> _YOUR INSTRUCTIONS_: Would you quote every entry exactly, dropping only the pictures?

> _RECORDS PROVIDED_:
══════════════════════════════

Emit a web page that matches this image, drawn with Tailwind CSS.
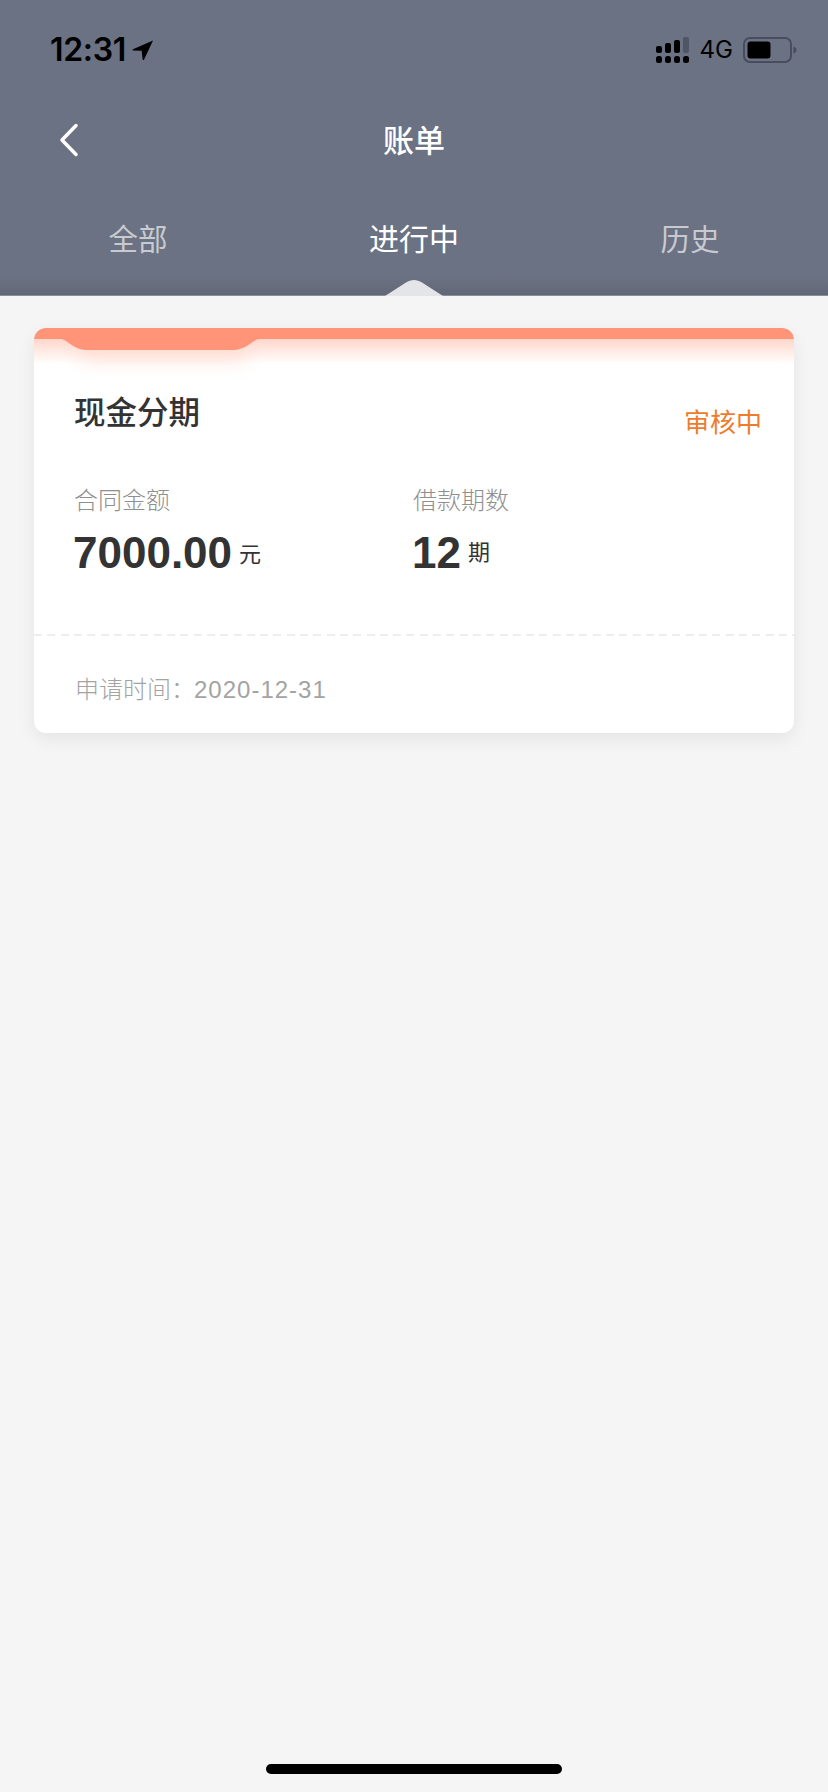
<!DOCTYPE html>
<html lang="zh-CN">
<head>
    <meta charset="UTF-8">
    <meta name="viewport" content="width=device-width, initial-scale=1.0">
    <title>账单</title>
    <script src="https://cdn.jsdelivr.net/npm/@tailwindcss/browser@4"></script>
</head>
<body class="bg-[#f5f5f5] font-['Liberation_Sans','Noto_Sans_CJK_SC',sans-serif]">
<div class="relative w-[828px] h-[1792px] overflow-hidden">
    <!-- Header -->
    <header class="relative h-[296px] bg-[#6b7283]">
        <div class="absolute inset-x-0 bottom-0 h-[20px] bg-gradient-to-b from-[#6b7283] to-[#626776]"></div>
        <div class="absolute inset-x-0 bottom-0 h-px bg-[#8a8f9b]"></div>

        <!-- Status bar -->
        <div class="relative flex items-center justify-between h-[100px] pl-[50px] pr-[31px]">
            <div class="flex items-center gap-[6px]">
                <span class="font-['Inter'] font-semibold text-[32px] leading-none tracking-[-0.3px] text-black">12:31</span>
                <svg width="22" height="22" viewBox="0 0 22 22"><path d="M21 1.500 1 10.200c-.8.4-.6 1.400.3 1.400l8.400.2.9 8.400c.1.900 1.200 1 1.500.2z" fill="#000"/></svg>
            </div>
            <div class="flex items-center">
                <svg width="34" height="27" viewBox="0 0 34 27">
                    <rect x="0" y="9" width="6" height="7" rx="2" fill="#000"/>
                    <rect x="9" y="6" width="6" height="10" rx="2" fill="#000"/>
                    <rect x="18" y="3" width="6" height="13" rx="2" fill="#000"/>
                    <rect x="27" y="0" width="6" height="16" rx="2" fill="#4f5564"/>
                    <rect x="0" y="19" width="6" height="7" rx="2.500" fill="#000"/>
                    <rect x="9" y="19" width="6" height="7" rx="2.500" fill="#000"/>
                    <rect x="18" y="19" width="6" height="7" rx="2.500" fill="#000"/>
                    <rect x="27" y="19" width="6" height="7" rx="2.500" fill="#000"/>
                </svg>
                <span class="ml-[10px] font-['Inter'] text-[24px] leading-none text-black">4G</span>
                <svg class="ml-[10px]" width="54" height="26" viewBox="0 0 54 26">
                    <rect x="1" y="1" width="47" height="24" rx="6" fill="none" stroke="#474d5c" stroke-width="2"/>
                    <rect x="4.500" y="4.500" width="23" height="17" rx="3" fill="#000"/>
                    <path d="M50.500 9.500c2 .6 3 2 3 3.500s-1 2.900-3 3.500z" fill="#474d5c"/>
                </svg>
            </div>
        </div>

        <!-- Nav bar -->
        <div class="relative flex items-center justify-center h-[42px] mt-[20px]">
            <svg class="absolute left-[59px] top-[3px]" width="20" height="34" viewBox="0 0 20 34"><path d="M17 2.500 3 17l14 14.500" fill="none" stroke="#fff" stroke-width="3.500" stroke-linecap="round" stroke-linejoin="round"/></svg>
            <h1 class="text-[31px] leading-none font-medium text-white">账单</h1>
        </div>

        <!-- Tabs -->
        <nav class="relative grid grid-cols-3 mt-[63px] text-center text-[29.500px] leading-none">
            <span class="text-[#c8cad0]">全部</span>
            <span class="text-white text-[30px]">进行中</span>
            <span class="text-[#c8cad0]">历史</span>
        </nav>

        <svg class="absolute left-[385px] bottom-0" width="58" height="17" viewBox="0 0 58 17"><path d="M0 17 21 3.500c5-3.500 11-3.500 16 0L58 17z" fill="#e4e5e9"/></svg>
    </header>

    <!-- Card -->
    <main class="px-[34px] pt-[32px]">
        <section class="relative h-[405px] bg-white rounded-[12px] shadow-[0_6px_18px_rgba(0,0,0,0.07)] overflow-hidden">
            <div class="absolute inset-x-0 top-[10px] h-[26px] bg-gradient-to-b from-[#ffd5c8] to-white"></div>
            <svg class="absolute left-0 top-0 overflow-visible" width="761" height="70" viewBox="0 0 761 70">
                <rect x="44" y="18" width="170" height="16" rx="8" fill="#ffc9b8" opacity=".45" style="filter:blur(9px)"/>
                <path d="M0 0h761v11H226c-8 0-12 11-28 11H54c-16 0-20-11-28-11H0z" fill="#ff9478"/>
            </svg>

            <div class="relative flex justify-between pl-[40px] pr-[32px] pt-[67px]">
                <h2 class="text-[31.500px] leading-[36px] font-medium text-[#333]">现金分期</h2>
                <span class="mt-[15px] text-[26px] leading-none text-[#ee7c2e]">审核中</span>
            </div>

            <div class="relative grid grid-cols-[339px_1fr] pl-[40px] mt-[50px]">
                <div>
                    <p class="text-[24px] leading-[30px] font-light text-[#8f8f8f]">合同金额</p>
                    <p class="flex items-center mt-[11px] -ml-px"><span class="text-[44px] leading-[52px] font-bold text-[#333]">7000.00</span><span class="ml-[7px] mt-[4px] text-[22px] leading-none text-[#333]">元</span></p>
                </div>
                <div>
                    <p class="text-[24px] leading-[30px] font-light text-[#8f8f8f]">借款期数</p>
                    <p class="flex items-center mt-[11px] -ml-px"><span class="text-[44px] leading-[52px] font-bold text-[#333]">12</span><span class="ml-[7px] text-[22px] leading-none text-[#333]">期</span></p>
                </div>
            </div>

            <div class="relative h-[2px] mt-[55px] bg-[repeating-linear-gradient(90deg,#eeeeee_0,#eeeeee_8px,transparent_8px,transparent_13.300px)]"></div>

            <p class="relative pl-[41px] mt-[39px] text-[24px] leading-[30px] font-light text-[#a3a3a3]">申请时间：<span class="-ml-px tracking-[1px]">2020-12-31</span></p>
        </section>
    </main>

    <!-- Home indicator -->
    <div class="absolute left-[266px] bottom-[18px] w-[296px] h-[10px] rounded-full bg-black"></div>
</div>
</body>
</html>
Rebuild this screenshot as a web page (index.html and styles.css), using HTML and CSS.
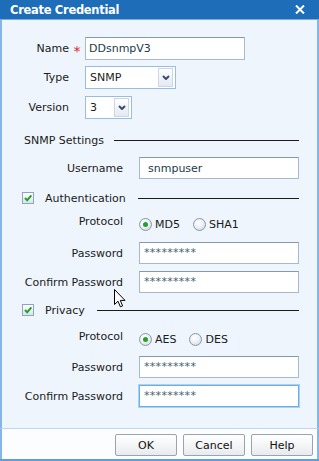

══════════════════════════════

> _THE SOLUTION_:
Emit a web page that matches this image, drawn with Tailwind CSS.
<!DOCTYPE html>
<html lang="zh-CN">
<head>
    <meta charset="UTF-8">
    <meta name="viewport" content="width=device-width, initial-scale=1.0">
    <title>账单</title>
    <script src="https://cdn.jsdelivr.net/npm/@tailwindcss/browser@4"></script>
</head>
<body class="bg-[#f5f5f5] font-['Liberation_Sans','Noto_Sans_CJK_SC',sans-serif]">
<div class="relative w-[828px] h-[1792px] overflow-hidden">
    <!-- Header -->
    <header class="relative h-[296px] bg-[#6b7283]">
        <div class="absolute inset-x-0 bottom-0 h-[20px] bg-gradient-to-b from-[#6b7283] to-[#626776]"></div>
        <div class="absolute inset-x-0 bottom-0 h-px bg-[#8a8f9b]"></div>

        <!-- Status bar -->
        <div class="relative flex items-center justify-between h-[100px] pl-[50px] pr-[31px]">
            <div class="flex items-center gap-[6px]">
                <span class="font-['Inter'] font-semibold text-[32px] leading-none tracking-[-0.3px] text-black">12:31</span>
                <svg width="22" height="22" viewBox="0 0 22 22"><path d="M21 1.500 1 10.200c-.8.4-.6 1.400.3 1.400l8.400.2.9 8.400c.1.900 1.200 1 1.500.2z" fill="#000"/></svg>
            </div>
            <div class="flex items-center">
                <svg width="34" height="27" viewBox="0 0 34 27">
                    <rect x="0" y="9" width="6" height="7" rx="2" fill="#000"/>
                    <rect x="9" y="6" width="6" height="10" rx="2" fill="#000"/>
                    <rect x="18" y="3" width="6" height="13" rx="2" fill="#000"/>
                    <rect x="27" y="0" width="6" height="16" rx="2" fill="#4f5564"/>
                    <rect x="0" y="19" width="6" height="7" rx="2.500" fill="#000"/>
                    <rect x="9" y="19" width="6" height="7" rx="2.500" fill="#000"/>
                    <rect x="18" y="19" width="6" height="7" rx="2.500" fill="#000"/>
                    <rect x="27" y="19" width="6" height="7" rx="2.500" fill="#000"/>
                </svg>
                <span class="ml-[10px] font-['Inter'] text-[24px] leading-none text-black">4G</span>
                <svg class="ml-[10px]" width="54" height="26" viewBox="0 0 54 26">
                    <rect x="1" y="1" width="47" height="24" rx="6" fill="none" stroke="#474d5c" stroke-width="2"/>
                    <rect x="4.500" y="4.500" width="23" height="17" rx="3" fill="#000"/>
                    <path d="M50.500 9.500c2 .6 3 2 3 3.500s-1 2.900-3 3.500z" fill="#474d5c"/>
                </svg>
            </div>
        </div>

        <!-- Nav bar -->
        <div class="relative flex items-center justify-center h-[42px] mt-[20px]">
            <svg class="absolute left-[59px] top-[3px]" width="20" height="34" viewBox="0 0 20 34"><path d="M17 2.500 3 17l14 14.500" fill="none" stroke="#fff" stroke-width="3.500" stroke-linecap="round" stroke-linejoin="round"/></svg>
            <h1 class="text-[31px] leading-none font-medium text-white">账单</h1>
        </div>

        <!-- Tabs -->
        <nav class="relative grid grid-cols-3 mt-[63px] text-center text-[29.500px] leading-none">
            <span class="text-[#c8cad0]">全部</span>
            <span class="text-white text-[30px]">进行中</span>
            <span class="text-[#c8cad0]">历史</span>
        </nav>

        <svg class="absolute left-[385px] bottom-0" width="58" height="17" viewBox="0 0 58 17"><path d="M0 17 21 3.500c5-3.500 11-3.500 16 0L58 17z" fill="#e4e5e9"/></svg>
    </header>

    <!-- Card -->
    <main class="px-[34px] pt-[32px]">
        <section class="relative h-[405px] bg-white rounded-[12px] shadow-[0_6px_18px_rgba(0,0,0,0.07)] overflow-hidden">
            <div class="absolute inset-x-0 top-[10px] h-[26px] bg-gradient-to-b from-[#ffd5c8] to-white"></div>
            <svg class="absolute left-0 top-0 overflow-visible" width="761" height="70" viewBox="0 0 761 70">
                <rect x="44" y="18" width="170" height="16" rx="8" fill="#ffc9b8" opacity=".45" style="filter:blur(9px)"/>
                <path d="M0 0h761v11H226c-8 0-12 11-28 11H54c-16 0-20-11-28-11H0z" fill="#ff9478"/>
            </svg>

            <div class="relative flex justify-between pl-[40px] pr-[32px] pt-[67px]">
                <h2 class="text-[31.500px] leading-[36px] font-medium text-[#333]">现金分期</h2>
                <span class="mt-[15px] text-[26px] leading-none text-[#ee7c2e]">审核中</span>
            </div>

            <div class="relative grid grid-cols-[339px_1fr] pl-[40px] mt-[50px]">
                <div>
                    <p class="text-[24px] leading-[30px] font-light text-[#8f8f8f]">合同金额</p>
                    <p class="flex items-center mt-[11px] -ml-px"><span class="text-[44px] leading-[52px] font-bold text-[#333]">7000.00</span><span class="ml-[7px] mt-[4px] text-[22px] leading-none text-[#333]">元</span></p>
                </div>
                <div>
                    <p class="text-[24px] leading-[30px] font-light text-[#8f8f8f]">借款期数</p>
                    <p class="flex items-center mt-[11px] -ml-px"><span class="text-[44px] leading-[52px] font-bold text-[#333]">12</span><span class="ml-[7px] text-[22px] leading-none text-[#333]">期</span></p>
                </div>
            </div>

            <div class="relative h-[2px] mt-[55px] bg-[repeating-linear-gradient(90deg,#eeeeee_0,#eeeeee_8px,transparent_8px,transparent_13.300px)]"></div>

            <p class="relative pl-[41px] mt-[39px] text-[24px] leading-[30px] font-light text-[#a3a3a3]">申请时间：<span class="-ml-px tracking-[1px]">2020-12-31</span></p>
        </section>
    </main>

    <!-- Home indicator -->
    <div class="absolute left-[266px] bottom-[18px] w-[296px] h-[10px] rounded-full bg-black"></div>
</div>
</body>
</html>
Rebuild this screenshot as a web page (index.html and styles.css), using HTML and CSS.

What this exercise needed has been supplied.